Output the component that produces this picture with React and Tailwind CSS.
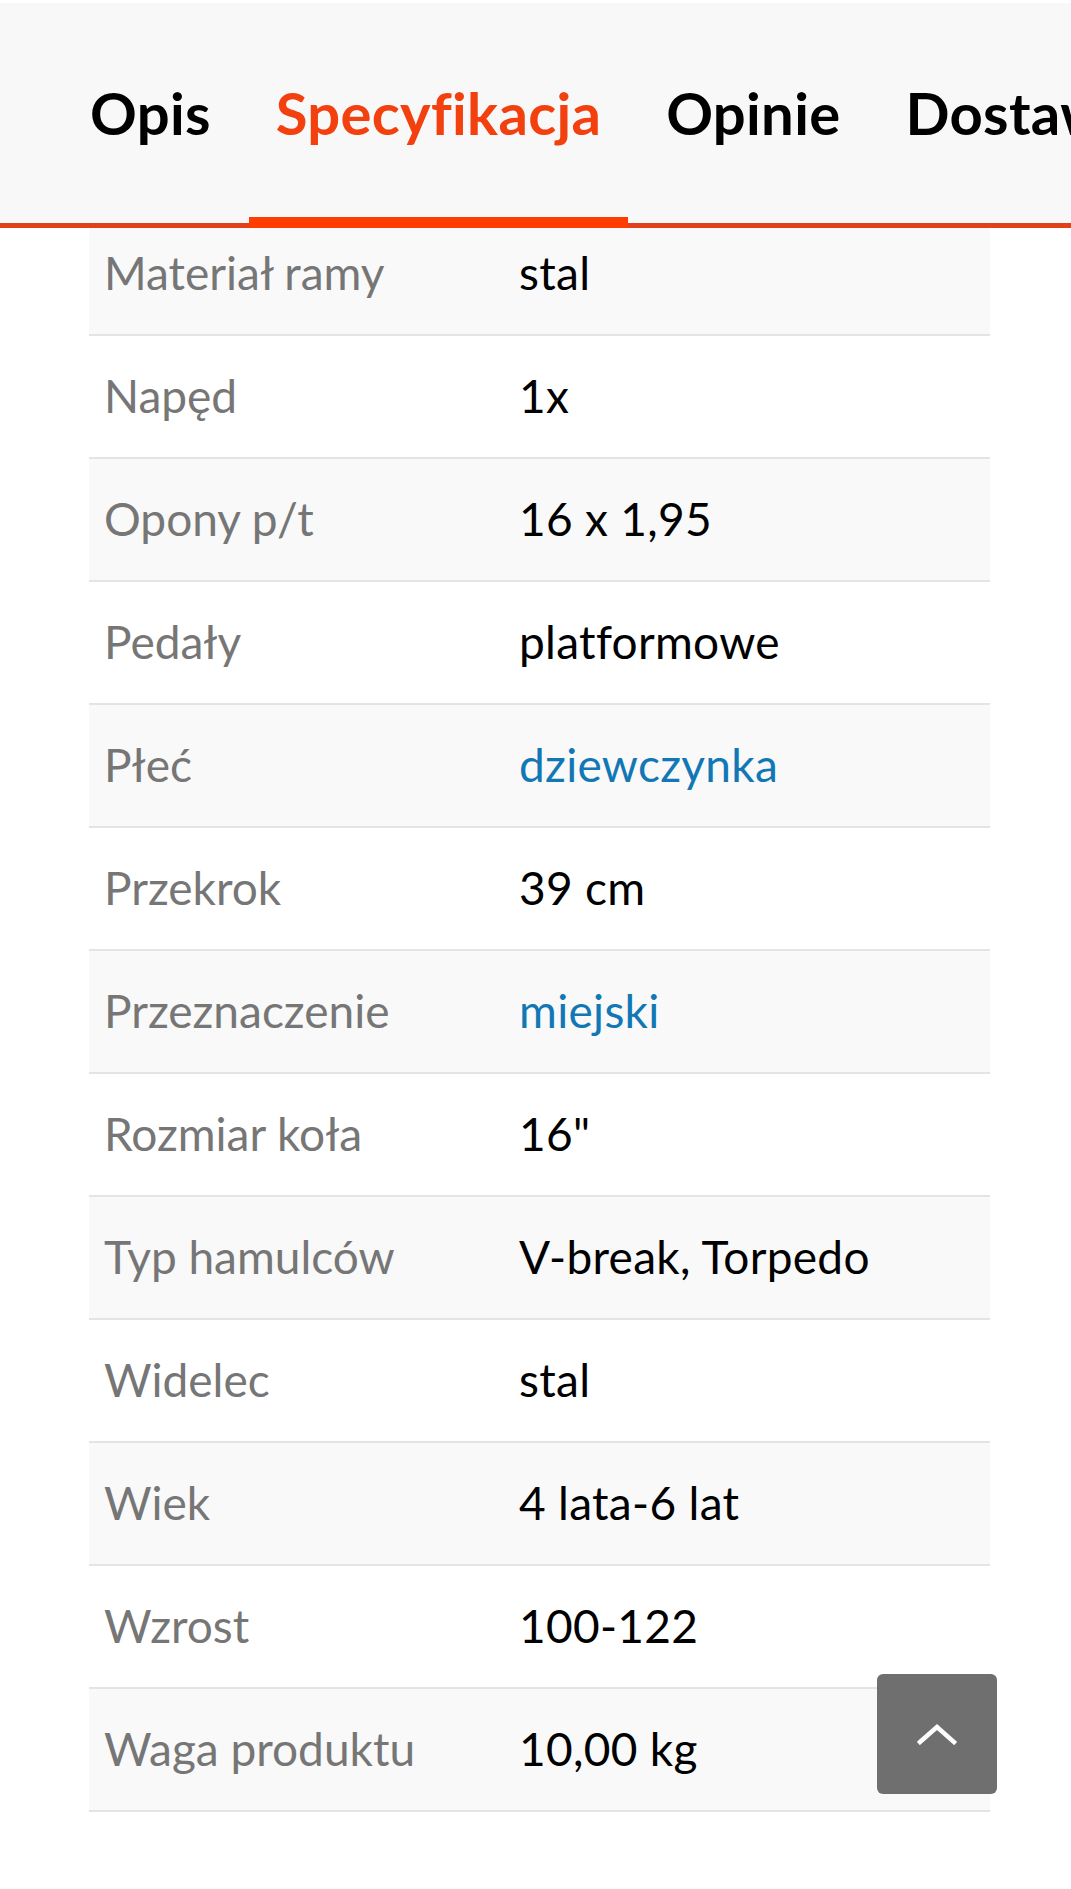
import React from "react";

const specs = [
    { label: "Materiał ramy", value: "stal" },
    { label: "Napęd", value: "1x" },
    { label: "Opony p/t", value: "16 x 1,95" },
    { label: "Pedały", value: "platformowe" },
    { label: "Płeć", value: "dziewczynka", link: true },
    { label: "Przekrok", value: "39 cm" },
    { label: "Przeznaczenie", value: "miejski", link: true },
    { label: "Rozmiar koła", value: "16\"" },
    { label: "Typ hamulców", value: "V-break, Torpedo" },
    { label: "Widelec", value: "stal" },
    { label: "Wiek", value: "4 lata-6 lat" },
    { label: "Wzrost", value: "100-122" },
    { label: "Waga produktu", value: "10,00 kg" },
];

const tabs = ["Opis", "Specyfikacja", "Opinie", "Dostawa"];

const App = () => {
    return (
        <div className="relative w-[1071px] min-h-[1889px] bg-white overflow-hidden" style={{ fontFamily: "Lato, 'Open Sans', sans-serif" }}>
            {/* Tabs */}
            <header className="relative z-10 mt-[3px] bg-[#f8f8f8] overflow-hidden">
                <nav className="flex gap-[11px] pl-[63px] h-[225px] whitespace-nowrap border-b-[5px] border-[#e0401a]">
                    {tabs.map((t) => {
                        const active = t === "Specyfikacja";
                        return (
                            <div
                                key={t}
                                className={
                                    "relative flex items-center px-[27px] pb-[2px] text-[58px] font-bold tracking-[0.3px] " +
                                    (active ? "text-[#f2410f]" : "text-black")
                                }
                            >
                                {t}
                                {active && <span className="absolute left-0 right-0 bottom-[-5px] h-[11px] bg-[#ff3d00]" />}
                            </div>
                        );
                    })}
                </nav>
            </header>

            {/* Spec table */}
            <div className="ml-[89px] w-[901px] -mt-[15px]">
                {specs.map((s, i) => (
                    <div
                        key={s.label}
                        className={
                            "flex items-center h-[123px] pb-[2px] border-b-2 border-[#e4e4e4] text-[46px] " +
                            (i % 2 === 0 ? "bg-[#f9f9f9]" : "bg-white")
                        }
                    >
                        <div className="w-[430px] pl-[15px] text-[#767676]">{s.label}</div>
                        <div className={s.link ? "text-[#1277b5] tracking-[0.3px]" : "text-black tracking-[0.3px]"}>{s.value}</div>
                    </div>
                ))}
            </div>

            {/* Back to top */}
            <button className="absolute left-[877px] top-[1674px] w-[120px] h-[120px] rounded-[6px] bg-[#6f6f6f] flex items-center justify-center">
                <svg width="40" height="22" viewBox="0 0 40 22" fill="none" stroke="white" strokeWidth="4.5" strokeLinecap="square">
                    <path d="M3 19 L20 4 L37 19" />
                </svg>
            </button>
        </div>
    );
};

export default App;
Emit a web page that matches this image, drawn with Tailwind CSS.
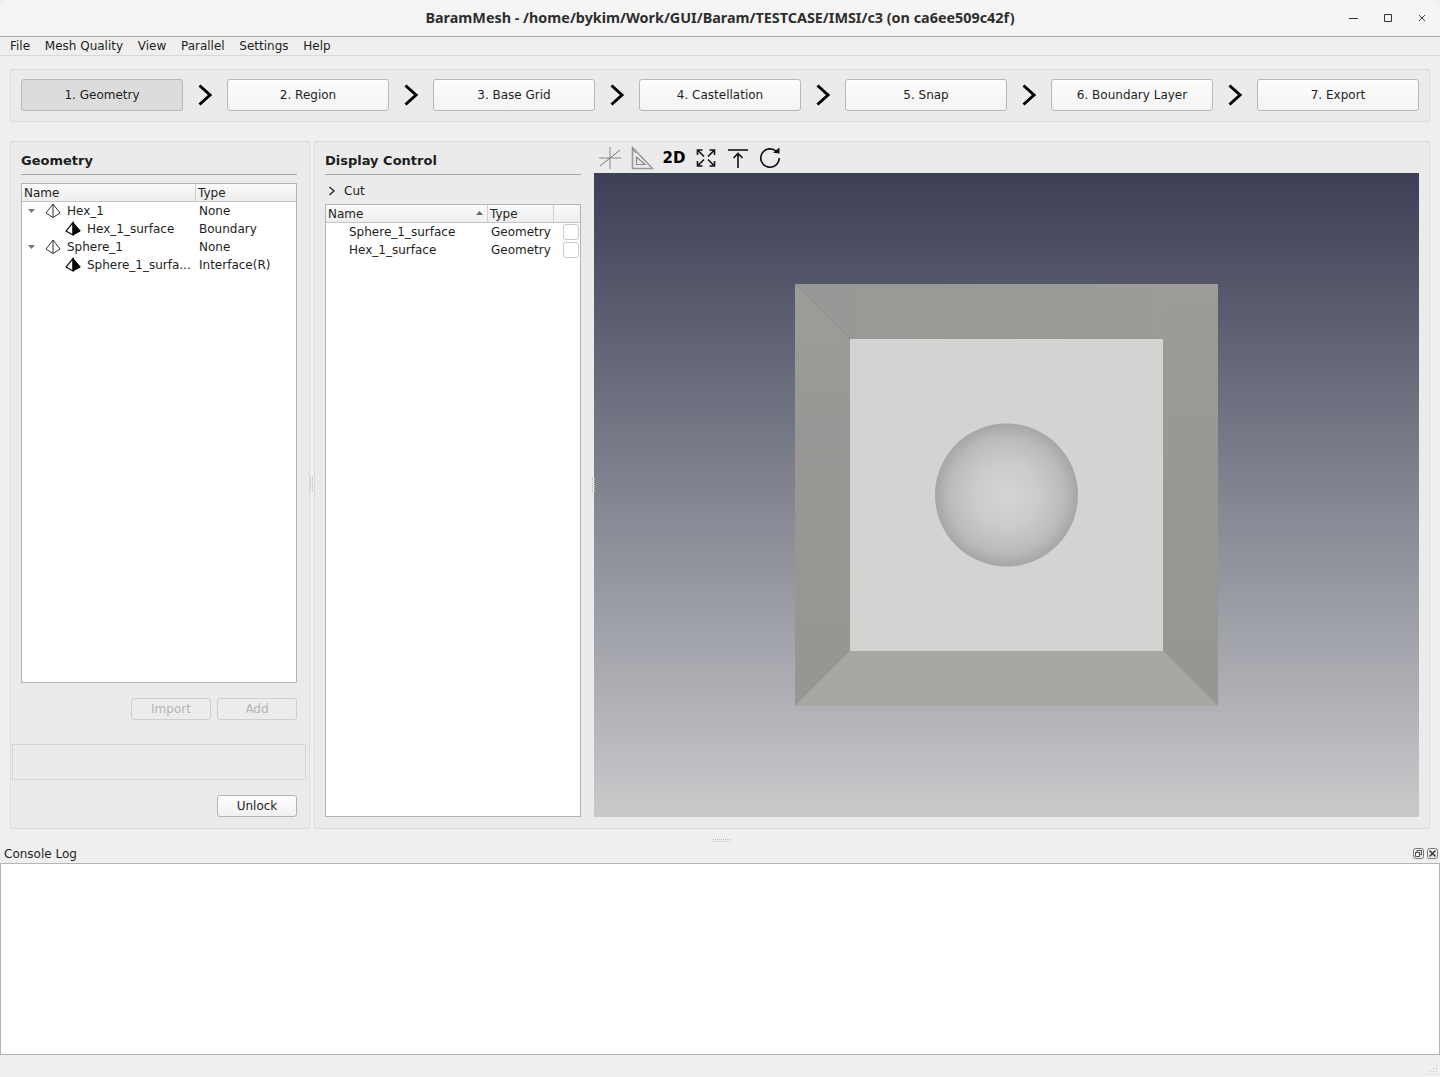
<!DOCTYPE html>
<html lang="en">
<head>
  <meta charset="UTF-8" />
  <title>BaramMesh</title>
  <script src="https://cdn.jsdelivr.net/npm/@tailwindcss/browser@4"></script>
</head>
<body class="bg-[#e8e8e8]">
<div class="w-[1440px] h-[1077px] flex flex-col overflow-hidden bg-[#efefef] text-[12px] leading-[18px] text-[#1e1e1e] font-['DejaVu_Sans',sans-serif]">

  <!-- title bar -->
  <div class="relative h-[37px] shrink-0 flex items-center justify-center rounded-t-[8px] border-b border-[#a8a8a4] bg-[#f5f5f5]">
    <span class="text-[14.37px] font-bold text-[#2e2e2e] font-['Noto_Sans',sans-serif]">BaramMesh - /home/bykim/Work/GUI/Baram/TESTCASE/IMSI/c3 (on ca6ee509c42f)</span>
    <div class="absolute right-0 top-0 h-[36px] flex items-center">
      <svg width="10" height="10" class="mr-[24px]"><path d="M0 5.5H9" stroke="#333" stroke-width="1"/></svg>
      <svg width="10" height="10" class="mr-[24px]"><path d="M1.5 1.5H8.5V8.5H1.5Z" fill="none" stroke="#333" stroke-width="1"/></svg>
      <svg width="10" height="10" class="mr-[13px]"><path d="M2 2L8 8M8 2L2 8" stroke="#444" stroke-width="1"/></svg>
    </div>
  </div>

  <!-- menu -->
  <div class="h-[19px] shrink-0 flex items-center gap-[14.7px] pl-[10px] border-b border-[#d8d8d8]">
    <span>File</span><span>Mesh Quality</span><span>View</span><span>Parallel</span><span>Settings</span><span>Help</span>
  </div>

  <!-- steps -->
  <div class="mt-[13px] mx-[10px] h-[53px] shrink-0 flex items-start pt-[9px] px-[10px] border border-[#dcdcdc] rounded-[2px] bg-[#ebebeb]">
    <div class="w-[162px] h-[32px] flex items-center justify-center rounded-[3px] border border-[#b8b8b8] bg-[#dcdcdc]">1. Geometry</div>
    <svg width="44" height="32" viewBox="0 0 44 32"><path d="M16.5 6.5L27 16L16.5 25.5" fill="none" stroke="#000" stroke-width="3"/></svg>
    <div class="w-[162px] h-[32px] flex items-center justify-center rounded-[3px] border border-[#b8b8b8] bg-gradient-to-b from-[#fdfdfd] to-[#f3f3f3]">2. Region</div>
    <svg width="44" height="32" viewBox="0 0 44 32"><path d="M16.5 6.5L27 16L16.5 25.5" fill="none" stroke="#000" stroke-width="3"/></svg>
    <div class="w-[162px] h-[32px] flex items-center justify-center rounded-[3px] border border-[#b8b8b8] bg-gradient-to-b from-[#fdfdfd] to-[#f3f3f3]">3. Base Grid</div>
    <svg width="44" height="32" viewBox="0 0 44 32"><path d="M16.5 6.5L27 16L16.5 25.5" fill="none" stroke="#000" stroke-width="3"/></svg>
    <div class="w-[162px] h-[32px] flex items-center justify-center rounded-[3px] border border-[#b8b8b8] bg-gradient-to-b from-[#fdfdfd] to-[#f3f3f3]">4. Castellation</div>
    <svg width="44" height="32" viewBox="0 0 44 32"><path d="M16.5 6.5L27 16L16.5 25.5" fill="none" stroke="#000" stroke-width="3"/></svg>
    <div class="w-[162px] h-[32px] flex items-center justify-center rounded-[3px] border border-[#b8b8b8] bg-gradient-to-b from-[#fdfdfd] to-[#f3f3f3]">5. Snap</div>
    <svg width="44" height="32" viewBox="0 0 44 32"><path d="M16.5 6.5L27 16L16.5 25.5" fill="none" stroke="#000" stroke-width="3"/></svg>
    <div class="w-[162px] h-[32px] flex items-center justify-center rounded-[3px] border border-[#b8b8b8] bg-gradient-to-b from-[#fdfdfd] to-[#f3f3f3]">6. Boundary Layer</div>
    <svg width="44" height="32" viewBox="0 0 44 32"><path d="M16.5 6.5L27 16L16.5 25.5" fill="none" stroke="#000" stroke-width="3"/></svg>
    <div class="w-[162px] h-[32px] flex items-center justify-center rounded-[3px] border border-[#b8b8b8] bg-gradient-to-b from-[#fdfdfd] to-[#f3f3f3]">7. Export</div>
  </div>

  <!-- main panels -->
  <div class="relative mt-[19px] mx-[10px] h-[688px] shrink-0 flex gap-[4px]">
    <!-- geometry panel -->
    <div class="w-[300px] shrink-0 flex flex-col border border-[#dcdcdc] rounded-[2px] bg-[#ebebeb]">
      <div class="ml-[10px] mr-[12px] mt-[10px] h-[23px] shrink-0 border-b border-[#a8a8a8] text-[13px] font-bold leading-[17px]">Geometry</div>
      <div class="ml-[10px] mr-[12px] mt-[8px] h-[500px] shrink-0 flex flex-col border border-[#b4b4b4] bg-white">
        <div class="h-[18px] shrink-0 flex border-b border-[#c4c4c4] bg-gradient-to-b from-[#fafafa] to-[#eeeeee]">
          <div class="w-[174px] pl-[2px] border-r border-[#d0d0d0]">Name</div>
          <div class="pl-[2px]">Type</div>
        </div>
        <div class="h-[18px] flex items-center">
          <svg width="10" height="6" class="ml-[5px] mr-[8px]"><path d="M1 1H8L4.5 5Z" fill="#777"/></svg>
          <svg width="16" height="16" viewBox="0 0 16 16" class="mr-[6px] -mt-[1px]"><path d="M8 1L1 10L8 14.5L15 10Z M8 1V14.5" fill="#fff" stroke="#333" stroke-width="1"/></svg>
          <span class="w-[132px]">Hex_1</span><span>None</span>
        </div>
        <div class="h-[18px] flex items-center">
          <svg width="16" height="16" viewBox="0 0 16 16" class="ml-[43px] mr-[6px]"><path d="M8 1.5L1 10L8 14Z" fill="#fff" stroke="#111" stroke-width="1.2"/><path d="M8 1.5L15.3 10L8 14Z" fill="#000" stroke="#000"/></svg>
          <span class="w-[112px]">Hex_1_surface</span><span>Boundary</span>
        </div>
        <div class="h-[18px] flex items-center">
          <svg width="10" height="6" class="ml-[5px] mr-[8px]"><path d="M1 1H8L4.5 5Z" fill="#777"/></svg>
          <svg width="16" height="16" viewBox="0 0 16 16" class="mr-[6px] -mt-[1px]"><path d="M8 1L1 10L8 14.5L15 10Z M8 1V14.5" fill="#fff" stroke="#333" stroke-width="1"/></svg>
          <span class="w-[132px]">Sphere_1</span><span>None</span>
        </div>
        <div class="h-[18px] flex items-center">
          <svg width="16" height="16" viewBox="0 0 16 16" class="ml-[43px] mr-[6px]"><path d="M8 1.5L1 10L8 14Z" fill="#fff" stroke="#111" stroke-width="1.2"/><path d="M8 1.5L15.3 10L8 14Z" fill="#000" stroke="#000"/></svg>
          <span class="w-[112px] whitespace-nowrap">Sphere_1_surfa...</span><span>Interface(R)</span>
        </div>
      </div>
      <div class="ml-[10px] mr-[12px] mt-[15px] flex justify-end gap-[6px]">
        <div class="w-[80px] h-[22px] flex items-center justify-center rounded-[3px] border border-[#cfcfcf] bg-[#ececec] text-[#b4b4b4]">Import</div>
        <div class="w-[80px] h-[22px] flex items-center justify-center rounded-[3px] border border-[#cfcfcf] bg-[#ececec] text-[#b4b4b4]">Add</div>
      </div>
      <div class="ml-[1px] mr-[3px] mt-[24px] h-[36px] border border-[#d4d4d4]"></div>
      <div class="ml-[10px] mr-[12px] mt-[15px] flex justify-end">
        <div class="w-[80px] h-[22px] flex items-center justify-center rounded-[3px] border border-[#b4b4b4] bg-gradient-to-b from-[#fdfdfd] to-[#f1f1f1]">Unlock</div>
      </div>
    </div>

    <!-- display and view panel -->
    <div class="flex-1 flex border border-[#dcdcdc] rounded-[2px] bg-[#ebebeb]">
      <div class="w-[256px] ml-[10px] shrink-0 flex flex-col">
        <div class="mt-[10px] h-[23px] shrink-0 border-b border-[#a8a8a8] text-[13px] font-bold leading-[17px]">Display Control</div>
        <div class="h-[29px] shrink-0 flex items-center pt-[2px]">
          <svg width="8" height="10" class="ml-[3px] mr-[8px]"><path d="M1.5 1L6 5L1.5 9" fill="none" stroke="#222" stroke-width="1.3"/></svg>
          <span>Cut</span>
        </div>
        <div class="h-[613px] flex flex-col border border-[#b4b4b4] bg-white">
          <div class="h-[18px] shrink-0 flex border-b border-[#c4c4c4] bg-gradient-to-b from-[#fafafa] to-[#eeeeee]">
            <div class="w-[162px] pl-[2px] flex items-center justify-between pr-[3px] border-r border-[#d0d0d0]"><span>Name</span><svg width="8" height="5"><path d="M0 4H7L3.5 0Z" fill="#666"/></svg></div>
            <div class="w-[66px] pl-[2px] border-r border-[#d0d0d0]">Type</div>
          </div>
          <div class="h-[18px] flex items-center">
            <span class="ml-[23px] w-[142px]">Sphere_1_surface</span><span class="w-[72px]">Geometry</span>
            <div class="w-[16px] h-[16px] rounded-[3px] border border-[#c8c8c8] bg-white"></div>
          </div>
          <div class="h-[18px] flex items-center">
            <span class="ml-[23px] w-[142px]">Hex_1_surface</span><span class="w-[72px]">Geometry</span>
            <div class="w-[16px] h-[16px] rounded-[3px] border border-[#c8c8c8] bg-white"></div>
          </div>
        </div>
      </div>

      <div class="ml-[13px] flex-1 flex flex-col">
        <!-- toolbar -->
        <div class="h-[31px] shrink-0 flex items-center pl-[4px]">
          <svg width="24" height="24" viewBox="0 0 24 24"><path d="M12 1V23M1 12H23" stroke="#aaa" stroke-width="1.5"/><path d="M2 20L22 4" stroke="#555" stroke-width="0.8"/></svg>
          <svg width="24" height="24" viewBox="0 0 24 24" class="ml-[8px]"><path d="M2.5 1.5V22.5H22.5Z" fill="none" stroke="#9a9a9a" stroke-width="1.6"/><path d="M6.5 11V18.5H15Z" fill="none" stroke="#888" stroke-width="1.2"/><path d="M2 3L6 7" stroke="#555" stroke-width="0.6"/></svg>
          <span class="ml-[8px] mt-[1px] w-[24px] text-center text-[15px] font-bold text-black leading-[24px] whitespace-nowrap">2D</span>
          <svg width="22" height="22" viewBox="0 0 22 22" class="ml-[9px]"><path d="M2.5 8V3H7.5M14.5 3H19.5V8M2.5 14V19H7.5M14.5 19H19.5V14M3.5 4L9 9.5M18.5 4L13 9.5M3.5 18L9 12.5M18.5 18L13 12.5" fill="none" stroke="#111" stroke-width="1.6"/></svg>
          <svg width="22" height="22" viewBox="0 0 22 22" class="ml-[10px]"><path d="M1 3H21" stroke="#111" stroke-width="1.6"/><path d="M11 21V6M6.5 11L11 6.5L15.5 11" fill="none" stroke="#111" stroke-width="1.6"/></svg>
          <svg width="24" height="24" viewBox="0 0 24 24" class="ml-[9px]"><path d="M18.5 5.5A9.2 9.2 0 1 0 21.2 12" fill="none" stroke="#111" stroke-width="1.7"/><path d="M15 6.8L21.5 7.5V1.5Z" fill="#111"/></svg>
        </div>
        <!-- 3d view -->
        <svg width="825" height="644" viewBox="0 0 825 644" class="shrink-0">
          <defs>
            <linearGradient id="bg" x1="0" y1="0" x2="0" y2="1"><stop offset="0" stop-color="#3c3f56"/><stop offset="1" stop-color="#c9cacb"/></linearGradient>
            <linearGradient id="top" x1="0" y1="0" x2="1" y2="0"><stop offset="0" stop-color="#989896"/><stop offset="1" stop-color="#9c9b98"/></linearGradient>
            <linearGradient id="left" x1="0" y1="0" x2="0" y2="1"><stop offset="0" stop-color="#9d9d9a"/><stop offset="0.35" stop-color="#989795"/><stop offset="1" stop-color="#979693"/></linearGradient>
            <linearGradient id="right" x1="0" y1="0" x2="0" y2="1"><stop offset="0" stop-color="#9c9b98"/><stop offset="0.5" stop-color="#989794"/><stop offset="1" stop-color="#979693"/></linearGradient>
            <radialGradient id="sphere" cx="0.5" cy="0.5" r="0.5"><stop offset="0" stop-color="#d4d4d2"/><stop offset="0.45" stop-color="#cbcbc9"/><stop offset="0.8" stop-color="#bbbbb9"/><stop offset="1" stop-color="#a6a6a4"/></radialGradient>
          </defs>
          <rect width="825" height="644" fill="url(#bg)"/>
          <path d="M201 111H624V166H256Z" fill="url(#top)"/>
          <path d="M201 111L256 166V478L201 533Z" fill="url(#left)"/>
          <path d="M569 111H624V533L569 478Z" fill="url(#right)"/>
          <path d="M201 533L256 478H569L624 533Z" fill="#a8a7a3"/>
          <rect x="256" y="166" width="313" height="312" fill="#d3d3d1"/>
          <circle cx="412.5" cy="322" r="71.5" fill="url(#sphere)"/>
        </svg>
      </div>
    </div>

    <!-- splitter handles -->
    <svg width="3" height="15" class="absolute left-[300px] top-[336px]"><path d="M0.5 0V15M2.5 0V15" stroke="#bbb" stroke-dasharray="1 1"/></svg>
    <svg width="3" height="15" class="absolute left-[582px] top-[336px]"><path d="M0.5 0V15M2.5 0V15" stroke="#bbb" stroke-dasharray="1 1"/></svg>
  </div>

  <!-- console dock -->
  <div class="h-[15px] shrink-0 flex items-start justify-center pt-[10px] pl-[3px]">
    <svg width="18" height="3"><path d="M0 0.5H18M0 2.5H18" stroke="#bbb" stroke-dasharray="1 1"/></svg>
  </div>
  <div class="h-[19px] shrink-0 flex items-center justify-between pl-[4px] pr-[2px]">
    <span>Console Log</span>
    <div class="flex gap-[3px]">
      <svg width="11" height="11" viewBox="0 0 11 11"><rect x="0.5" y="0.5" width="10" height="10" rx="2" fill="none" stroke="#777"/><rect x="4" y="2.5" width="4.5" height="4" fill="none" stroke="#555"/><rect x="2.5" y="4.5" width="4" height="4" fill="#efefef" stroke="#555"/></svg>
      <svg width="11" height="11" viewBox="0 0 11 11"><rect x="0.5" y="0.5" width="10" height="10" rx="2" fill="none" stroke="#777"/><path d="M2.5 2.5L8.5 8.5M8.5 2.5L2.5 8.5" stroke="#333" stroke-width="1.5"/></svg>
    </div>
  </div>
  <div class="h-[192px] shrink-0 border border-[#b4b4b4] bg-white"></div>
  <div class="flex-1 flex items-end justify-end pr-[2px] pb-[1px]">
    <svg width="12" height="12" viewBox="0 0 12 12" fill="#c0c0c0"><rect x="10" y="1" width="1" height="1"/><rect x="7" y="4" width="1" height="1"/><rect x="10" y="4" width="1" height="1"/><rect x="4" y="7" width="1" height="1"/><rect x="7" y="7" width="1" height="1"/><rect x="10" y="7" width="1" height="1"/><rect x="1" y="10" width="1" height="1"/><rect x="4" y="10" width="1" height="1"/><rect x="7" y="10" width="1" height="1"/><rect x="10" y="10" width="1" height="1"/></svg>
  </div>
</div>
</body>
</html>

**PROBLEM STATEMENT**
Repeat the lines from where the entries begin to the line with "import React from", both included. Any picture is left out.

**RIGHT ANSWER**
Output the component that produces this picture with React and Tailwind CSS.
import React from "react";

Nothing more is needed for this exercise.